Unmasking is not about suddenly being openly neurodivergent in every situation. It is about gradually giving yourself permission to stop performing in the spaces where it is safe to stop. It is about learning which parts of your mask are protective and which parts are just exhausting. It is about finding the people and places where you do not have to perform at all.

Embracing Your Brain's Design

Your brain is not a broken version of a neurotypical brain. It is a different operating system - one with its own strengths, sensitivities, and ways of processing the world. Hyperfocus, pattern recognition, deep empathy, nonlinear thinking, sensory attunement - these aren't bugs. They're features. When you stop forcing yourself to run neurotypical software, you free up energy to discover what your mind actually excels at.

Think about the things that come naturally to you. The way you can focus on a topic for hours when it captures your interest. The way you notice details that others miss. The way you think in connections and patterns rather than straight lines. The way you feel deeply and authentically. These are not things to overcome. They are things to cultivate. The world needs more people who think differently, not fewer.

Practical steps for letting go

Letting go of the myth of normal is not something you do once and are done with. It is a daily practice of catching yourself when you measure your worth against neurotypical standards. Start by noticing the language you use with yourself.

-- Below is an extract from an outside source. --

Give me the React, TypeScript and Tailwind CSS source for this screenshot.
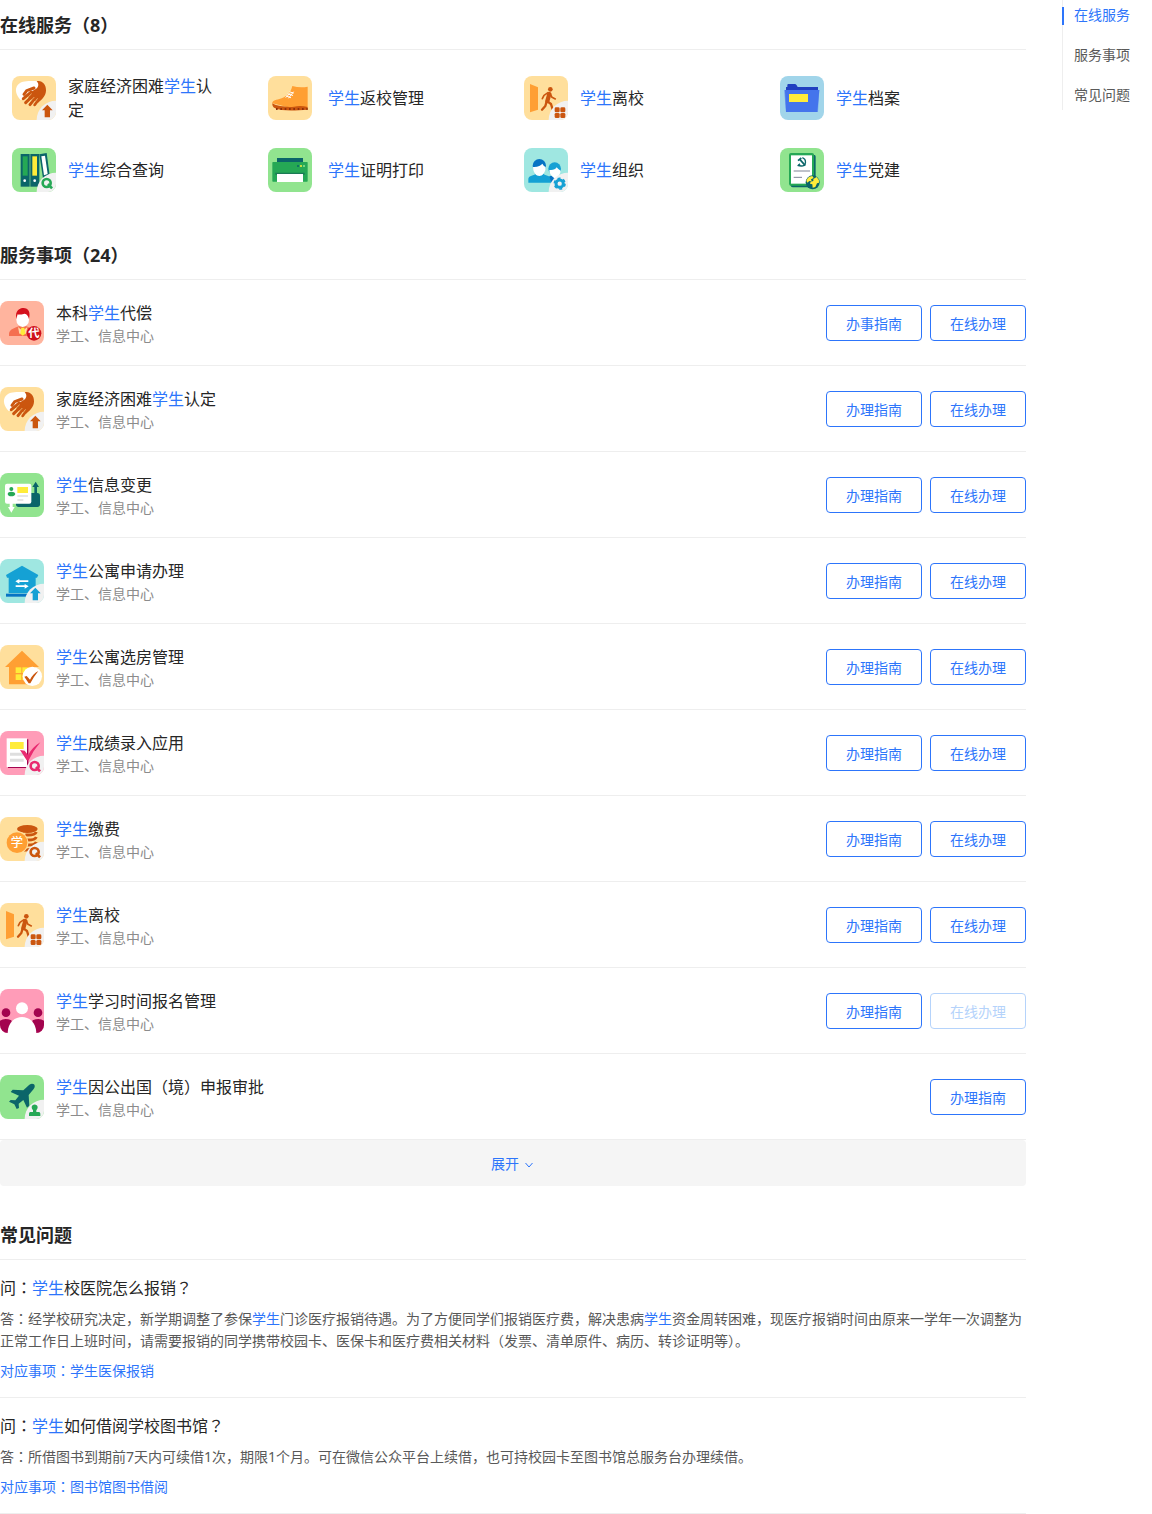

When you say "I should be able to do this," pause and ask: "According to whose standard?" When you feel shame about needing accommodations, remind yourself: "This accommodation helps me function. That is a good thing, not a failure."

Practice showing yourself the same grace you would show a friend. If a friend told you they were struggling with executive dysfunction, would you tell them they were lazy? Would you tell them they just needed to try harder? Of course not. You would offer understanding and support. You deserve that same understanding from yourself. The voice of internalized ableism is loud, but it is not the only voice. With practice, you can learn to counter it with compassion.

Redefining Success on Your Terms

What would it look like to build a life around your actual needs instead of someone else's expectations? Maybe success means a schedule with built-in rest, a workspace you can stim in freely, friendships that don't require small talk, or the freedom to follow a deep interest wherever it leads. You get to define what a good life means for you - and that definition doesn't need to look normal to anyone.

Start small. Pick one area of your life where you have been measuring yourself against the "normal" standard and ask yourself: What would this look like if I designed it for my actual brain? How would I structure my morning if I did not have to do it the "right" way? How would I approach my work if I stopped trying to be consistent and started working with my energy cycles? How would I socialize if I stopped forcing myself to be the person everyone expects me to be? The answers might surprise you. And they might lead to a life that fits you better than "normal" ever did.

The grief of what could have been

Letting go of the myth of normal often brings up grief. You might grieve the years you spent trying to be something you were not. The energy wasted on masking. The relationships that failed because you were not yourself. The opportunities you missed because you were too busy surviving to pursue them. This grief is real, and it deserves space.

But grief is not a sign that you are going backward. It is a sign that you are processing the truth of your experience. The goal is not to skip the grief. It is to move through it, to let it change you, and to come out the other side with a clearer sense of who you are and what you need. The person you were before you started questioning normal was surviving. The person you are becoming is learning to live.

Finding your people

One of the most powerful antidotes to the myth of normal is finding other people who do not fit it either. When you surround yourself with neurodivergent people, the things you were told were "wrong" with you become visible, shared, and even celebrated. Your stimming is not weird - it is regulation. Your info-dumping is not annoying - it is passion. Your need for routine is not rigid - it is structure. Your nonlinear thinking is not confused - it is creative.

Neurodivergent community does more than make you feel accepted. It rewires your internalized ableism. When you see other people being openly autistic, openly ADHD, openly themselves without apology, it gives you permission to do the same. The myth of normal loses its power when you realize that "normal" people are not the majority of your social world. You do not have to change who you are to belong. You just have to find the people who already get it.

You are not too much. You are not broken. You are not alone. And you have never needed to be normal - you only needed permission to be yourself.